Job: Only the number is wanted: how many lines in the data contain "styles"?

Data in this exercise:
--- begin ---

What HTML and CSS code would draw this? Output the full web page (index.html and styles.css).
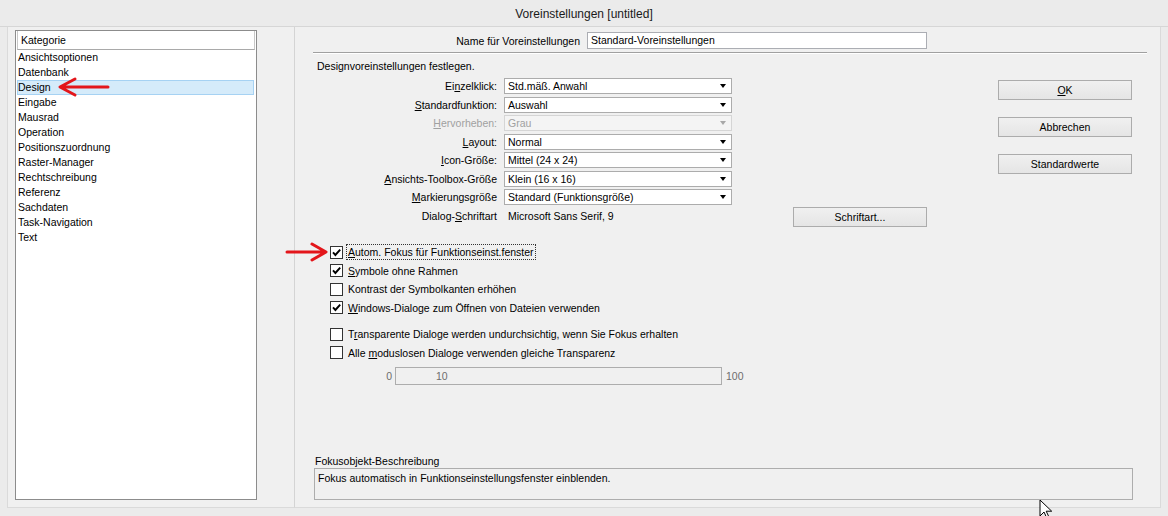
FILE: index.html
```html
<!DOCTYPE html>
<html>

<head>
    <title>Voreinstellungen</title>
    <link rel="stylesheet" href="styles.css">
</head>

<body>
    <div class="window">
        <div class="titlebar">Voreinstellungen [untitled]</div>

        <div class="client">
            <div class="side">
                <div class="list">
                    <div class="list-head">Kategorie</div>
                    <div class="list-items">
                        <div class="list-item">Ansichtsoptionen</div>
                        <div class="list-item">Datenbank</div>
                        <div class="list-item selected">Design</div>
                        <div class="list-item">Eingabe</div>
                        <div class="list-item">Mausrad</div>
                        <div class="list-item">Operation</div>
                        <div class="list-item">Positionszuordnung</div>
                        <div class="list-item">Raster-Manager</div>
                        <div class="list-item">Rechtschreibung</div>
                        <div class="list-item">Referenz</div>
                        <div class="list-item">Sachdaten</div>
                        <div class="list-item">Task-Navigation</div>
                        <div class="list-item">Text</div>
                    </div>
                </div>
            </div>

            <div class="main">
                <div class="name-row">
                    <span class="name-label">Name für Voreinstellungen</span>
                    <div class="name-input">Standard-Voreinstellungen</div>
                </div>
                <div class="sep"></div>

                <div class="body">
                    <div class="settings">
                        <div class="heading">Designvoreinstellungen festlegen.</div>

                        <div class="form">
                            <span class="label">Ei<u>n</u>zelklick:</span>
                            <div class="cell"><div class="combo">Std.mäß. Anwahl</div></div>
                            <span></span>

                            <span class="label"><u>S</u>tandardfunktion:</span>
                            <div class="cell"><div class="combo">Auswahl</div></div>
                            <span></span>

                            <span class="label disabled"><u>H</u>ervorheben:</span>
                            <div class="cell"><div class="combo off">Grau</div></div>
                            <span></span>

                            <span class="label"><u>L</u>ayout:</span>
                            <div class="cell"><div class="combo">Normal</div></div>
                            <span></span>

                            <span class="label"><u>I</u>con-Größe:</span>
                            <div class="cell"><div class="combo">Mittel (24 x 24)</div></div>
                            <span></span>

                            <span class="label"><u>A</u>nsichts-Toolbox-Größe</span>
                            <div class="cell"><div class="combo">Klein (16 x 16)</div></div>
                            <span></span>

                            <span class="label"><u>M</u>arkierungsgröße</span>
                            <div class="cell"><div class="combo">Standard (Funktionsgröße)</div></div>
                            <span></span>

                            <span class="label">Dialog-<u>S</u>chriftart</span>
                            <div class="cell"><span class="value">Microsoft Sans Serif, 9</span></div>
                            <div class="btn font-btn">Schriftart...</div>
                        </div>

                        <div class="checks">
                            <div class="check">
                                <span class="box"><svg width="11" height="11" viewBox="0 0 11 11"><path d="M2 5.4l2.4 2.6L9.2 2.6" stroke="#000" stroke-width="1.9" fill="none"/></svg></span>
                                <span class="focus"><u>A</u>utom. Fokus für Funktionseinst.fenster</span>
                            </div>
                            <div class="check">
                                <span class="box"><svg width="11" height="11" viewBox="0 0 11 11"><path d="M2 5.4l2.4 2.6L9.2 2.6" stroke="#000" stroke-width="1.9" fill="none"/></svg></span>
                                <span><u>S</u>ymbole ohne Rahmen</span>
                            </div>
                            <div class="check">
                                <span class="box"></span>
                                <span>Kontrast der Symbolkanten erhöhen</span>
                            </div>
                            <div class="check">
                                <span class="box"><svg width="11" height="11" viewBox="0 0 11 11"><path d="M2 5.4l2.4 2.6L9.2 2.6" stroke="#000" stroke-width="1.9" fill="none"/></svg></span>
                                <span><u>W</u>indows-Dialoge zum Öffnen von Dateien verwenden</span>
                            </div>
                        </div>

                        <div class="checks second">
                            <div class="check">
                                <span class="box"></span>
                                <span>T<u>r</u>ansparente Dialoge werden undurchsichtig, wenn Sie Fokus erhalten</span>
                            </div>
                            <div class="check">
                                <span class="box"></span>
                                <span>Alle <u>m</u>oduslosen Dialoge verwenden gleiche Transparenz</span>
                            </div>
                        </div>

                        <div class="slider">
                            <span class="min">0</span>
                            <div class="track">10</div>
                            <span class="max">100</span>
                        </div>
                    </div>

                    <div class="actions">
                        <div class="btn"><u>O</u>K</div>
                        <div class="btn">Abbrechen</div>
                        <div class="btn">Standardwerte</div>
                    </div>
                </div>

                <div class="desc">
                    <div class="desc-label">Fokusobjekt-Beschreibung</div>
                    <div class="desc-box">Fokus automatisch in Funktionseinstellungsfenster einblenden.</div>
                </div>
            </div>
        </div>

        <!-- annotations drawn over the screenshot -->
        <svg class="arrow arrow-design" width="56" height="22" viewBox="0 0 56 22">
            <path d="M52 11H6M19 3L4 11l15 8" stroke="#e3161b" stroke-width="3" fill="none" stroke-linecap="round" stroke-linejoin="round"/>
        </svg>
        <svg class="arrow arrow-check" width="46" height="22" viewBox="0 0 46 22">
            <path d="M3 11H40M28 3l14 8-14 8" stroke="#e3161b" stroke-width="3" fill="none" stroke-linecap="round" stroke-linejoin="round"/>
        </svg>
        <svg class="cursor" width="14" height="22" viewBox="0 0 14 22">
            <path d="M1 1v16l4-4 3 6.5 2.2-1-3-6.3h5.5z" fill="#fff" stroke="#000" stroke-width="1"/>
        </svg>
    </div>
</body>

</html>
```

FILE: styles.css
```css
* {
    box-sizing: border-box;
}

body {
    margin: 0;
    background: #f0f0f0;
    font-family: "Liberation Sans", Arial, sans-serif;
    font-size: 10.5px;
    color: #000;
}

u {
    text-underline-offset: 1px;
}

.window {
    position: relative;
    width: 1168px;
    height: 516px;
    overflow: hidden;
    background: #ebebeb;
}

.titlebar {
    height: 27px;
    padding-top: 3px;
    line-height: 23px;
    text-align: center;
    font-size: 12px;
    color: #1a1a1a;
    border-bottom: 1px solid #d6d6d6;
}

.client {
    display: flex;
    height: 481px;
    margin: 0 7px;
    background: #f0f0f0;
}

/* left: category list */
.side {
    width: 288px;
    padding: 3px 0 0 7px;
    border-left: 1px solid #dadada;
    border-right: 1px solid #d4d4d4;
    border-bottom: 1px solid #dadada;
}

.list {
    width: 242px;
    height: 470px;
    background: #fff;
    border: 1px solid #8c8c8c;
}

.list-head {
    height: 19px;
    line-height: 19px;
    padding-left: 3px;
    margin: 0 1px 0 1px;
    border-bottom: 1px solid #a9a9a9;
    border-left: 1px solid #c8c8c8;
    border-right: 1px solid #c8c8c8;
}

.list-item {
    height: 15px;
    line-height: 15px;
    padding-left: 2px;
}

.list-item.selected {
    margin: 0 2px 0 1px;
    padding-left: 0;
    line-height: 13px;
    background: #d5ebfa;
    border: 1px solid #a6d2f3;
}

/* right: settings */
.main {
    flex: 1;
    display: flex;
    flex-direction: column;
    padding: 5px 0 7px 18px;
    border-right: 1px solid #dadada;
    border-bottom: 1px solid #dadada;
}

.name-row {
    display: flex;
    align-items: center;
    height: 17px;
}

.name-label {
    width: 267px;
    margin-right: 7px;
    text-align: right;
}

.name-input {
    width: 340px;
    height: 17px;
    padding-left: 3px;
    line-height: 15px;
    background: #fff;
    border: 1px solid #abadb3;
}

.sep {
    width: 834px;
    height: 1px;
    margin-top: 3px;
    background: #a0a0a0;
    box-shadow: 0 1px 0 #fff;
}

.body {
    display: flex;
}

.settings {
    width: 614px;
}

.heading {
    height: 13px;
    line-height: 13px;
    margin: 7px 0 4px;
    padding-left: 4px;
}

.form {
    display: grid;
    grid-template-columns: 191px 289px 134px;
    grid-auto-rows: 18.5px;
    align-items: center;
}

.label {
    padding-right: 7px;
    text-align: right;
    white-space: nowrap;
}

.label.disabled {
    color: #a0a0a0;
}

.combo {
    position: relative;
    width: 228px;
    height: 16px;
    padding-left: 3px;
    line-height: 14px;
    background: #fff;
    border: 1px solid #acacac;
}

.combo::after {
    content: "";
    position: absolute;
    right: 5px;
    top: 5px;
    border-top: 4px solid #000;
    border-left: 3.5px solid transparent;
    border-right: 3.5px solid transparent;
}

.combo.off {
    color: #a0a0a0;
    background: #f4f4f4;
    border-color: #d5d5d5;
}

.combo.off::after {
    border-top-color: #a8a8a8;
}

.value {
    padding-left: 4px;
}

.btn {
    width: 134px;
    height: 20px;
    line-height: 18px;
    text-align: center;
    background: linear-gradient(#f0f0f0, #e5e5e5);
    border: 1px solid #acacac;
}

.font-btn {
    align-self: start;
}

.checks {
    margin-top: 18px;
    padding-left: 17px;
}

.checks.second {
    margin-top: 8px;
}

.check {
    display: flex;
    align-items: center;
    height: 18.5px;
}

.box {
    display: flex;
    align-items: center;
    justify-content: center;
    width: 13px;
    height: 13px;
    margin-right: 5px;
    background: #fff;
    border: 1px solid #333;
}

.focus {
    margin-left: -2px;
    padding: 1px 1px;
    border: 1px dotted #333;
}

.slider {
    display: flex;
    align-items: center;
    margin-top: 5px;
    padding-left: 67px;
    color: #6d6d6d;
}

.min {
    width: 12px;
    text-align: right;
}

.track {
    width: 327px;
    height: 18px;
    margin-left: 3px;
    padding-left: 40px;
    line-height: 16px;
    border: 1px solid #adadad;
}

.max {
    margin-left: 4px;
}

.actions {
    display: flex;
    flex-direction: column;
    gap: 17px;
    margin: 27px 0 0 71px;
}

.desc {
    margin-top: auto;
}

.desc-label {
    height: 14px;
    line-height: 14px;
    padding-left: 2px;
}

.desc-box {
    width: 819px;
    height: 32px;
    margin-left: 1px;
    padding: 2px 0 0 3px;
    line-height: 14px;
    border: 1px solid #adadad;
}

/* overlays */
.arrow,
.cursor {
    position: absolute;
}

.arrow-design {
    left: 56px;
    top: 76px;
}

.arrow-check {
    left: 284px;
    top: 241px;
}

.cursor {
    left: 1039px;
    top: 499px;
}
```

--- end ---
--- begin ---

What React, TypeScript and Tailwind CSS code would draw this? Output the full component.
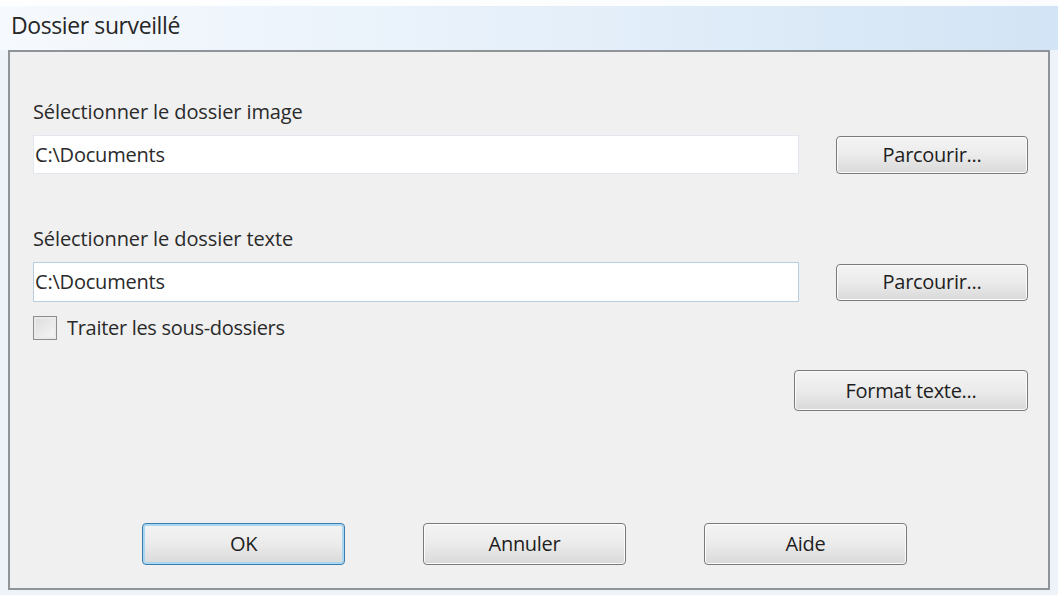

--- end ---

In response: 3